Kerry (D-Mass.), who grilled Fox about his $50,000 contribution to the group during testimony before the Senate Foreign Relations Committee in February, had complained that Fox never disavowed his actions and that he should not be confirmed. "It's sad but not surprising that this White House would abuse the power of the presidency to reward a donor over the objections of the Senate," Kerry said in a statement yesterday.
The committee was about to vote on Fox's nomination last week -- and was almost certain to reject it -- when Bush pulled it back. Since the nomination was not before the Senate, the White House said Fox, who is a wealthy developer in St. Louis, will serve without pay in his post, although some Democrats had suggested that may not be permissible.
Sen. Christopher J. Dodd (D-Conn.) said yesterday that he will ask the Government Accountability Office for a ruling on the legality of the unusual appointment, which he called "an abuse of executive authority."
Despite the Democrats' fierce objections to Fox and two other appointees, conservatives lauded Bush's exercise of his constitutional prerogative. Weekly Standard Editor William Kristol, who had urged Bush to recess-appoint Fox, said yesterday: "It's good; it shows he's fighting back. He had a 'kick me' sign on his back, and it shows he's taken the sign off."
In addition to Fox, Bush, as long expected, gave a recess appointment to Susan E. Dudley, who had headed the anti-regulatory Mercatus Center at George Mason University, to oversee federal regulatory policy at the Office of Management and Budget.
Dudley's nomination had stalled because of Democrats' objections to her views on issues such as arsenic limits in drinking water, air bags and workplace injuries. She had a Senate confirmation hearing last year, but the Senate adjourned without voting on her and the White House resubmitted the nomination. She has been working as a counselor to OMB Deputy Director Clay Johnson III.
Sen. Joseph I. Lieberman (I-Conn.), chairman of the Homeland Security and Governmental Affairs Committee, said last week that the panel would give her a second hearing.
Committee spokeswoman Leslie Phillips issued a statement on Lieberman's behalf yesterday, saying that the "decision to recess appoint Susan Dudley shows disrespect" for the Senate's authority to advise and consent on nominations. "Sen. Lieberman was proceeding with . . . the nomination and there has been no suggestion that she would be denied an up-or-down vote in the Senate."

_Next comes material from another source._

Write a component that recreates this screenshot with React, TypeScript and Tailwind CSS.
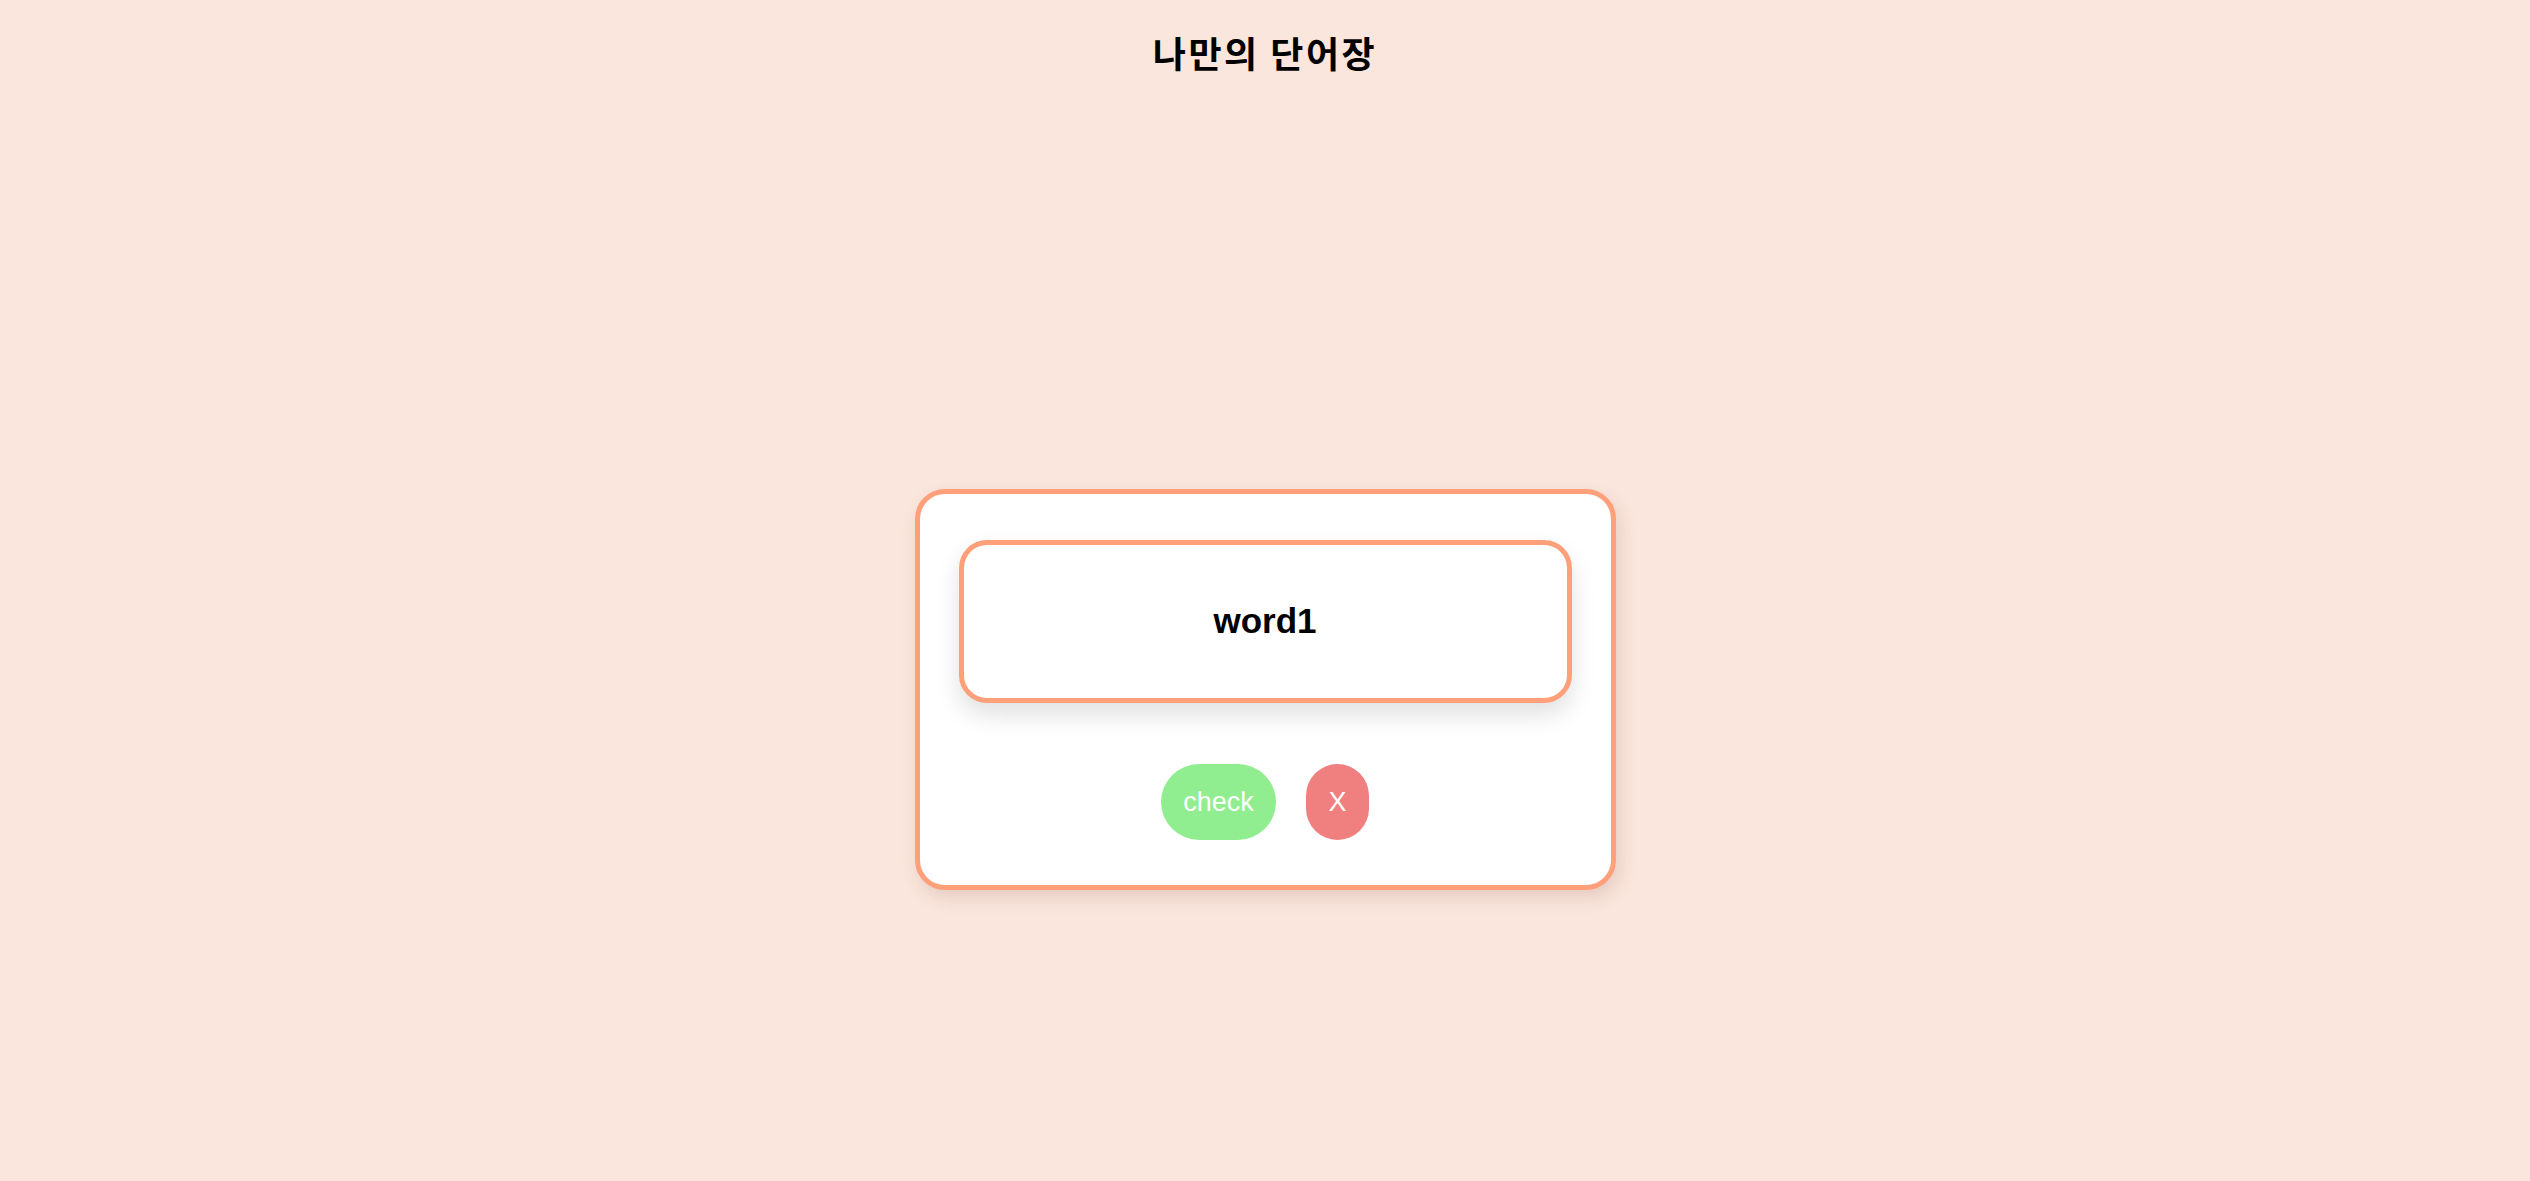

Bush issued a third recess appointment to Andrew Biggs, assistant director of the Project on Social Security Choice at the libertarian Cato Institute and an advocate of privatizing Social Security, to be deputy commissioner of the Social Security Administration. That drew an angry rebuke from Senate Finance Committee Chairman Max Baucus (D-Mont.), who said that "prospects for getting real Social Security reform anytime soon just took a big hit with this recess appointment." Baucus added: "This administration is clearly not serious about leaving behind the failed schemes of the past."
Despite the Democrats' objections, under the Constitution the recess appointees may serve until as late as January 2009 -- effectively until the end of the Bush presidency.